Islam has become the dominant force behind Jew hatred in the 21st century. Since the defeat of National Socialism, right wing antisemitism, while still a problem, has been superseded by the institutionalization of Jew hatred in the Muslim world, accompanied by virulent hatred of Israel –  which I call “the Jew among nations.” 
With this upheaval (Islamic Jew hatred replacing nationalist, right wing Jew hatred) in antisemitism, left wing Jew hatred has become a prominent force in the West, as left wingers identify with Arab “victims of Western imperialism/colonization.” Left wing antisemitism is often disguised as anti-Zionism or “criticism” of Israel, but what it comes down to, pure and simple, is hatred of Jews and of the Jewish State, accompanied by an undeserved devotion to the “rights” of the “Palestinian” people. Nor can we ignore the rise of xenophobic right-wing parties, which are a reaction against the flood of Muslim migrants. Most are not overtly antisemitic, but many of their members are.
Today, Europe is undergoing a demographic revolution. A number of countries have opened their borders to Muslim migrants from the Middle East and Africa (others have closed their borders to avoid the onslaught). The fertility rate of these immigrant groups varies, mostly by educational level, but nevertheless their fertility rate is very high. It is far higher than the indigenous European rate, which is generally below the level to maintain their majority status in their home countries. After two generations of Europe welcoming Muslims, primary school students are mostly Muslim and numerous cities are approaching or have reached majority Muslim status in total or in part. “No go” zones for the police have become common in urban areas, where Shariah law is prevalent and any Jews who remain there are in mortal danger, i.e. two elderly Jewish women were brutally murdered in the last year in their Paris apartments by antisemitic Arabs.
In the Times of Israel article cited in the introduction, it is noted that, “… debates [about the danger of being identified on the streets as a Jew] featuring high-profile figures, politicians and Jewish community leaders have little bearing on their own [Orthodox Jews] personal choice. Not waiting for anyone’s invitation, hundreds of thousands of them [Orthodox Jews] have been hiding their kippahs and other Jewish symbols for years now in Paris, Marseille, Brussels, London, Amsterdam and many other European cities with a large population of Muslim immigrants … In France, 40 percent of the approximately 1,200 Jews polled said they avoided wearing such items in public.” 
 The majority of the Muslim immigrants are antisemitic, the natural outcome of being raised in cultures which teach them hatred of Jews and Israel from an early age.
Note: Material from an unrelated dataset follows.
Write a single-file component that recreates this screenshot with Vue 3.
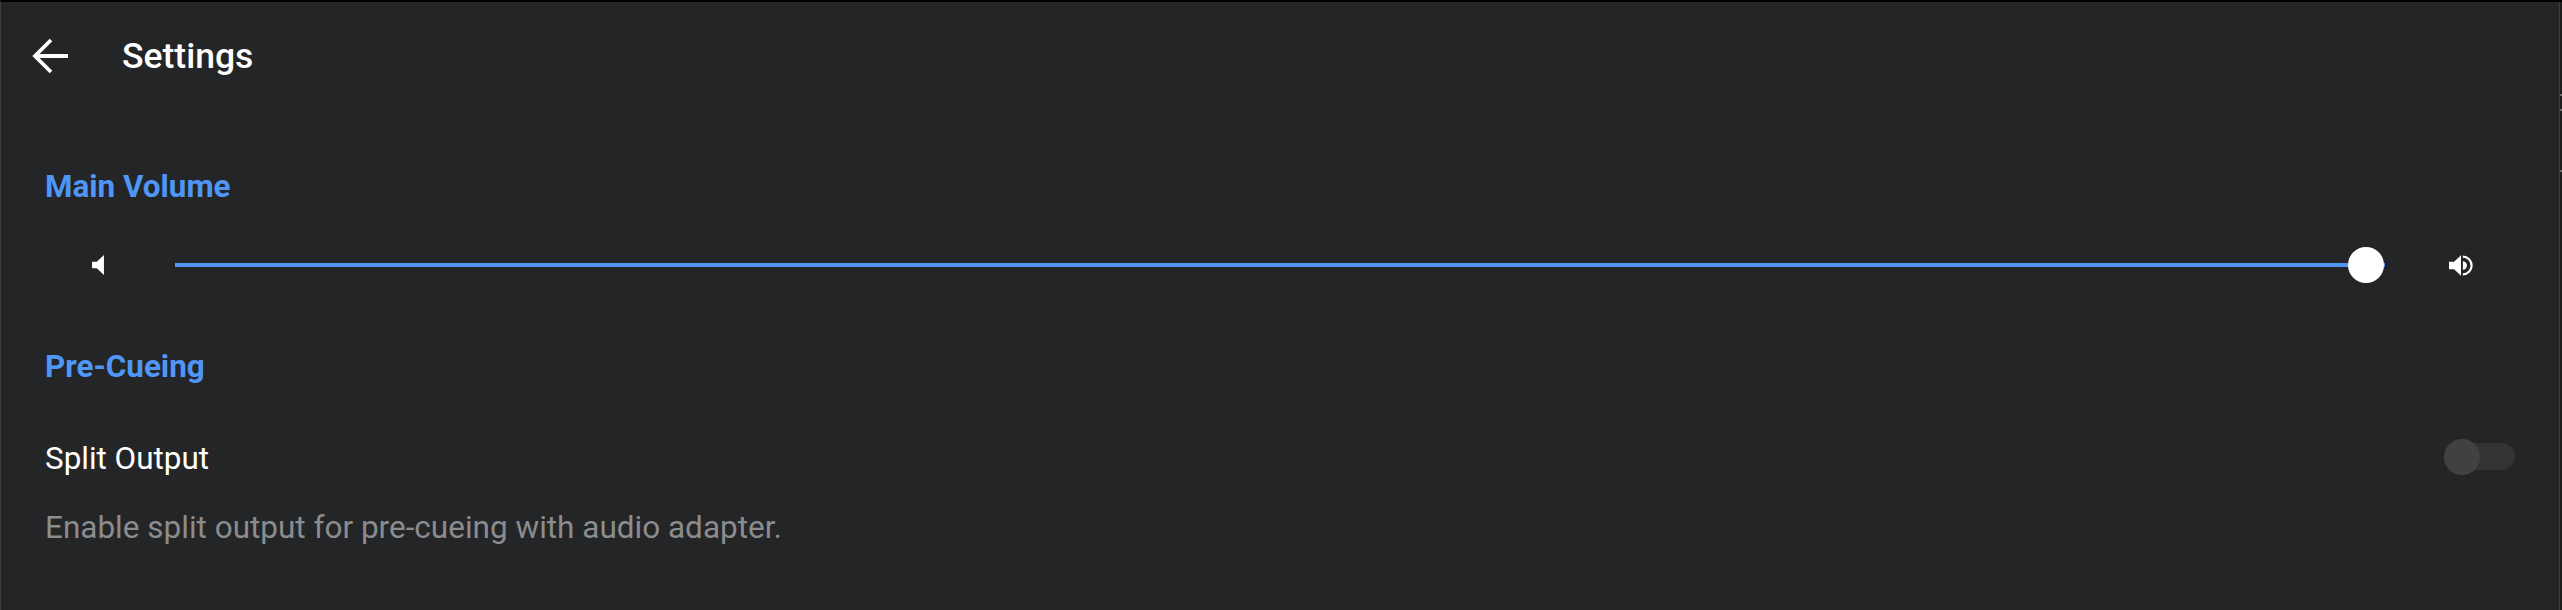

Jews are being beaten up and even murdered for being Jewish. At the same time, the left wing voters side predominantly with the Muslim voters, catering to their needs and demands. I ask myself, what would I do if I were living in a society where living as a proud Jew is dangerous? What would I have done if I lived in Germany in the 1930s? What would I do in France now?
I like to think that I would leave at the first sign of Jews becoming targets for murderous racists, which usually coincides with the government either constricting rights for Jewish citizens, like in the 1920-30s, or the government having to go to extreme lengths to protect Jewish schools, synagogues, and other institutions with armed police and soldiers, like in Europe today. 
The question is: What are Europe’s Jews waiting for?